Plainly, this approach represents a big leap from the previous model. As opposed to a deterministic algorithm, this operates as a sort of semi-supervised one. Here the algorithm combines our domain knowledge of how work gets done with observations of real outcomes.

3rd Generation: Deep learning

Neural nets are powerful AI tools used to recognize complex patterns in “unstructured” input data. Think of MP3 files, a digitized time series of recorded sound waves. There are clearly patterns in the data—the human ear can easily differentiate between hard rock and blues, after all. But it’s very difficult to instruct a machine in what precisely makes the difference. Neural nets get around this problem by deducing thousands, if not millions, of interacting rules to arrive at a conclusion. None of those rules need to be intuitive or grounded in anything “physical” — it's simply whatever statistical relationships maximize the accuracy of the network.
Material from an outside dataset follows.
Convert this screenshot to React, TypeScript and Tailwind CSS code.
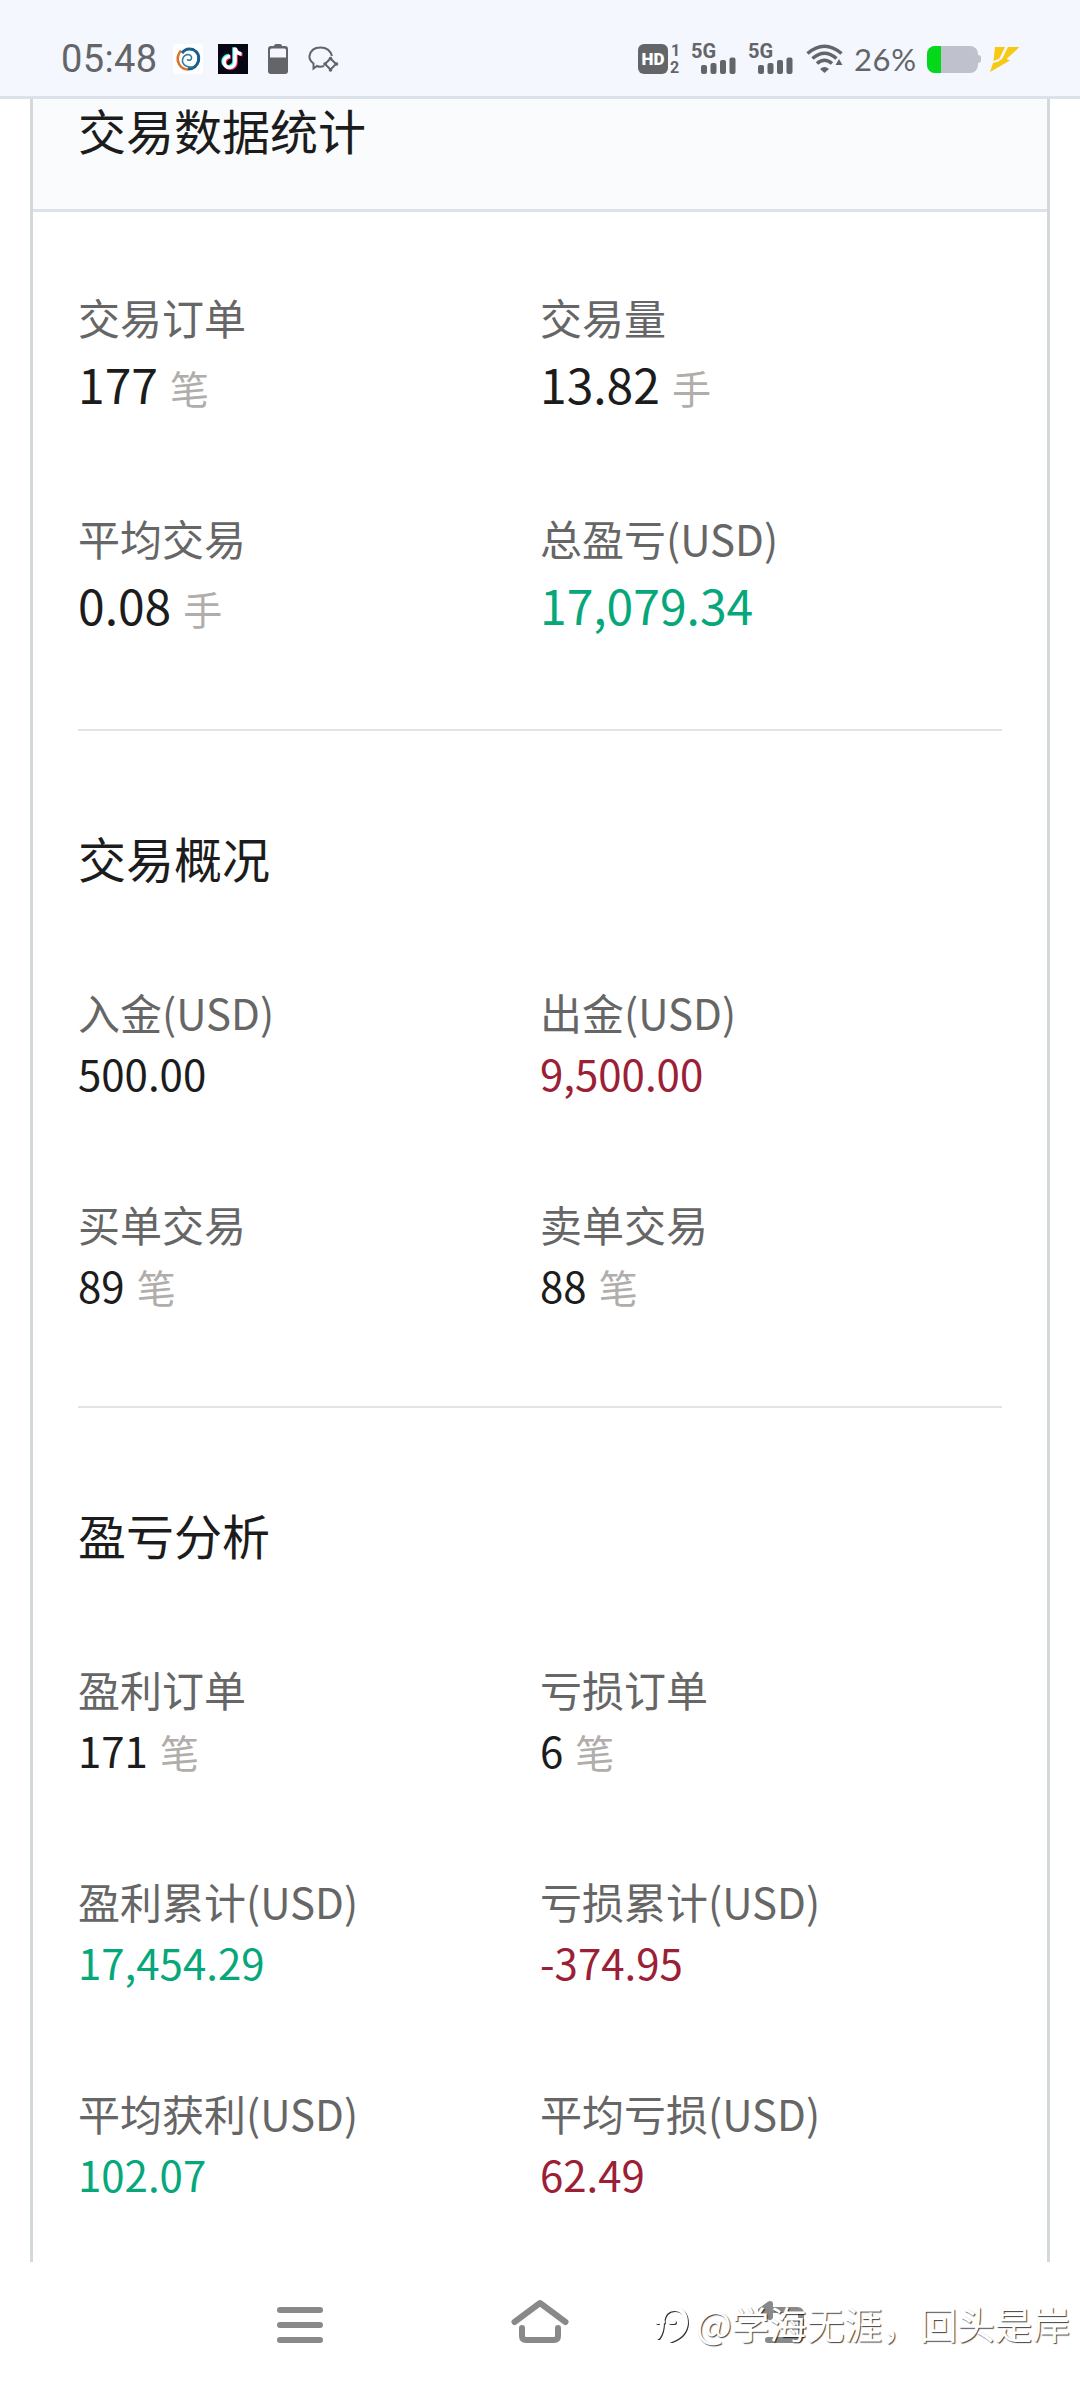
type Item = {
  label: string
  value: string
  unit?: string
  color?: string
}

const summary: Item[] = [
  { label: "交易订单", value: "177", unit: "笔" },
  { label: "交易量", value: "13.82", unit: "手" },
  { label: "平均交易", value: "0.08", unit: "手" },
  { label: "总盈亏(USD)", value: "17,079.34", color: "text-[#06a77b]" },
]

const overview: Item[] = [
  { label: "入金(USD)", value: "500.00" },
  { label: "出金(USD)", value: "9,500.00", color: "text-[#9c2035]" },
  { label: "买单交易", value: "89", unit: "笔" },
  { label: "卖单交易", value: "88", unit: "笔" },
]

const analysis: Item[] = [
  { label: "盈利订单", value: "171", unit: "笔" },
  { label: "亏损订单", value: "6", unit: "笔" },
  { label: "盈利累计(USD)", value: "17,454.29", color: "text-[#06a77b]" },
  { label: "亏损累计(USD)", value: "-374.95", color: "text-[#9c2035]" },
  { label: "平均获利(USD)", value: "102.07", color: "text-[#06a77b]" },
  { label: "平均亏损(USD)", value: "62.49", color: "text-[#9c2035]" },
]

function Signal() {
  return (
    <div className="relative w-[46px] h-10">
      <span className="absolute left-0 top-0 font-[Roboto,sans-serif] font-bold text-[20px] leading-6 text-[#636568]">5G</span>
      <svg width="46" height="32" viewBox="0 0 46 32" fill="#636568" className="mt-1">
        <rect x="10" y="22" width="6" height="9" rx="2" />
        <rect x="19.500" y="20" width="6" height="11" rx="2" />
        <rect x="29" y="17" width="6" height="14" rx="2" />
        <rect x="38.500" y="14.500" width="6" height="16.500" rx="2" />
      </svg>
    </div>
  )
}

function StatusBar() {
  return (
    <div className="h-[99px] shrink-0 bg-[#f4f7fe] border-b-[3px] border-[#dbe2e9] flex justify-between pt-[39px] pl-[61px] pr-[60px]">
      <div className="flex h-10 items-center">
        <p className="font-[Roboto,sans-serif] text-[38px] leading-10 tracking-[0.4px] text-[#636568] w-[112px]">05:48</p>
        {/* swirl */}
        <svg width="30" height="30" viewBox="0 0 30 30" className="rounded-[4px] bg-white">
          <path d="M8 6.500 Q2.500 13 6 20 Q9 25.500 15 25.500" fill="none" stroke="#d9762e" strokeWidth="2.600" />
          <path d="M9 9 Q13 3.500 20 5.500 Q27 9 25.500 17 Q23 25 15 25" fill="none" stroke="#17608f" strokeWidth="3" />
          <path d="M20 23 Q12 24 9.500 18 Q9 12 14 10.500 Q19 10.500 18.500 14.500 Q17.500 17.500 14 15.500" fill="none" stroke="#2f7f9c" strokeWidth="1.600" />
        </svg>
        <svg width="30" height="30" viewBox="0 0 30 30" className="ml-[15px] bg-[#060614]">
          <g fill="none" strokeWidth="3.600">
            <path d="M12 12.500 A5.500 5.500 0 1 0 17 18 V4 Q18 9.500 23.500 10" stroke="#25f4ee" transform="translate(-1 -.8)" />
            <path d="M12 12.500 A5.500 5.500 0 1 0 17 18 V4 Q18 9.500 23.500 10" stroke="#fe2c55" transform="translate(1 .8)" />
            <path d="M12 12.500 A5.500 5.500 0 1 0 17 18 V4 Q18 9.500 23.500 10" stroke="#fff" />
          </g>
        </svg>
        <svg width="20" height="30" viewBox="0 0 20 30" className="ml-5" fill="#636568">
          <path fillRule="evenodd" d="M6 2 Q6 0 8 0 H12 Q14 0 14 2 H17 Q20 2 20 5 V27 Q20 30 17 30 H3 Q0 30 0 27 V5 Q0 2 3 2 Z M3.500 4.500 Q2 4.500 2 6 V13.500 H18 V6 Q18 4.500 16.500 4.500 Z" />
        </svg>
        <svg width="32" height="28" viewBox="0 0 32 28" className="ml-5" fill="none" stroke="#636568" strokeWidth="2">
          <path d="M16 21 Q12 22.500 9 21 L5.500 23.500 L5.500 18.500 Q1 15 1.500 11 Q3 2.500 12.500 2.500 Q21.500 2.500 24 11" />
          <path d="M22.500 13.500 L28 19 L22.500 24.500 L17 19 Z" />
          <g fill="#636568" stroke="none">
            <circle cx="22.500" cy="13.500" r="1.800" />
            <circle cx="28.500" cy="19" r="1.800" />
            <circle cx="22.500" cy="25" r="1.800" />
            <circle cx="17" cy="19" r="1.800" />
          </g>
        </svg>
      </div>

      <div className="flex h-10 items-center font-[Roboto,sans-serif] text-[#636568]">
        <div className="w-[30px] h-[30px] rounded-[6px] bg-[#636568] text-white text-[17px] leading-[30px] font-black text-center">HD</div>
        <div className="w-[13px] h-[34px] pl-[2px] text-[16px] leading-[17px] font-bold">
          <p className="pl-px">1</p>
          <p>2</p>
        </div>
        <div className="flex gap-[11px] ml-[10px]">
          <Signal />
          <Signal />
        </div>
        <svg width="37" height="30" viewBox="0 0 37 30" className="ml-3" fill="none" stroke="#636568" strokeWidth="3.600">
          <path d="M1.500 9.500 Q18.500 -5 35.500 9.500" />
          <path d="M6.500 14.500 Q18.500 4 30.500 14.500" />
          <path d="M11 19.500 Q18.500 13 26 19.500" />
          <path d="M14 25 Q18.500 21 23 25 L18.500 29 Z" fill="#636568" stroke="none" />
          <path d="M33 15 L36.500 21 H29.500 Z" fill="#636568" stroke="none" />
        </svg>
        <p className="font-[Lato,sans-serif] text-[31px] leading-10 tracking-[0.6px] w-[84px] pl-[11px]">26%</p>
        <div className="flex items-center">
          <div className="h-[27px] w-[51px] rounded-[8px] bg-[#bfc2cc] overflow-hidden">
            <div className="h-full w-[14px] bg-[#04d81b]" />
          </div>
          <div className="h-2 w-[3px] rounded-r bg-[#bfc2cc]" />
        </div>
        <svg width="30" height="26" viewBox="0 0 30 26" className="ml-[9px]" fill="#f7c914">
          <path d="M5 1 H15 L9.500 12.500 L3.500 15 Z" />
          <path d="M18 1 H29.500 L16.500 13 L20 14.500 L0 26 L3 17 L8.500 15.500 L12 13 Z" />
        </svg>
      </div>
    </div>
  )
}

function Stat({ item, big }: { item: Item; big?: boolean }) {
  return (
    <div>
      <p className="text-[42px] leading-[60px] text-[#666666]">{item.label}</p>
      <div className={big ? "flex items-baseline h-[72px] text-[48px] leading-[72px]" : "flex items-baseline h-[62px] text-[42px] leading-[62px]"}>
        <span className={item.color || "text-[#1c1c1c]"}>{item.value}</span>
        {item.unit && <span className="ml-3 text-[39px] leading-none text-[#b0adab]">{item.unit}</span>}
      </div>
    </div>
  )
}

function Section({ title, items }: { title: string; items: Item[] }) {
  return (
    <div className="border-t-2 border-[#e2e4e5] pt-[90px] pb-[90px]">
      <h2 className="text-[48px] leading-[72px] text-[#1c1c1c]">{title}</h2>
      <div className="grid grid-cols-2 gap-y-[90px] mt-[89px]">
        {items.map((item) => (
          <Stat key={item.label} item={item} />
        ))}
      </div>
    </div>
  )
}

function NavBar() {
  return (
    <div className="relative h-[126px] shrink-0 bg-white">
      <div className="flex h-full items-center justify-between pl-[270px] pr-[270px]">
        <svg width="60" height="60" viewBox="0 0 60 60" fill="none" stroke="#898989" strokeWidth="6" strokeLinecap="round">
          <path d="M10 15 H50 M10 30 H50 M10 45 H50" />
        </svg>
        <svg width="60" height="60" viewBox="0 0 60 60" fill="none" stroke="#898989" strokeWidth="6" strokeLinecap="round" strokeLinejoin="round">
          <path d="M4.500 27 L30 8 L55.500 27" />
          <path d="M12 33 V41 Q12 45 16 45 H44 Q48 45 48 41 V33" />
        </svg>
        <svg width="60" height="60" viewBox="0 0 60 60" fill="none" stroke="#898989" strokeWidth="6" strokeLinecap="round" strokeLinejoin="round">
          <path d="M18 15 H47 Q51 15 51 19 V41 Q51 45 47 45 H18" />
          <path d="M20 9 L11 15.500 L20 22 Z" fill="#898989" />
        </svg>
      </div>
      {/* watermark over the back button */}
      <div className="absolute right-[10px] top-[33px] flex items-center text-white">
        <svg width="42" height="50" viewBox="0 0 42 50" className="drop-shadow-[1px_1px_0.5px_rgba(0,0,0,0.8)]" fill="none" stroke="#fff" strokeWidth="4" strokeLinecap="round">
          <path d="M4 39 Q8 34 8 24 Q10 11 20 11 Q32 11 32 25 Q31 37 17 42" />
          <path d="M3 24 H9 M16 24 H20" />
        </svg>
        <span className="text-[37.600px] leading-[56px] whitespace-nowrap [text-shadow:1px_1px_1px_rgba(0,0,0,0.75)]">@学海无涯，回头是岸</span>
      </div>
    </div>
  )
}

export default function App() {
  return (
    <div lang="zh-CN" className="w-[1080px] h-[2388px] overflow-hidden flex flex-col bg-white font-['Noto_Sans_CJK_SC',sans-serif]">
      <StatusBar />
      <div className="flex-1 min-h-0 overflow-hidden px-[30px]">
        <div className="border-x-[3px] border-[#d3d8db]">
          <div className="h-[113px] bg-[#fafbfd] border-b-[3px] border-[#dbe2e9] pl-[45px]">
            <h1 className="text-[48px] leading-[61px] text-[#1c1c1c]">交易数据统计</h1>
          </div>
          <div className="px-[45px]">
            <div className="grid grid-cols-2 gap-y-[89px] pt-[75px] pb-[89px]">
              {summary.map((item) => (
                <Stat key={item.label} item={item} big />
              ))}
            </div>
            <Section title="交易概况" items={overview} />
            <Section title="盈亏分析" items={analysis} />
          </div>
        </div>
      </div>
      <NavBar />
    </div>
  )
}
A main limitation of neural nets is they need very large datasets to go on. In forecasting terms, this means we need lots and lots of completed projects we can point to, and mark as having been timely, early, or late, so the model can begin to discover the patterns behind each. While we build up this volume of training data, Monte Carlo is the way.

Granted, there’s another disadvantage to this kind of advanced forecasting: the model can’t tell you how it arrived at its conclusion. This is inherent to most state-of-the-art machine learning techniques. As a general rule of thumb, the more complex the model, the more effects it can account for. But also the less explainable its conclusions will be. Its forecasts are likely to be richer; why or how is a mystery.

But isn’t this a tradeoff most project owners would gladly accept?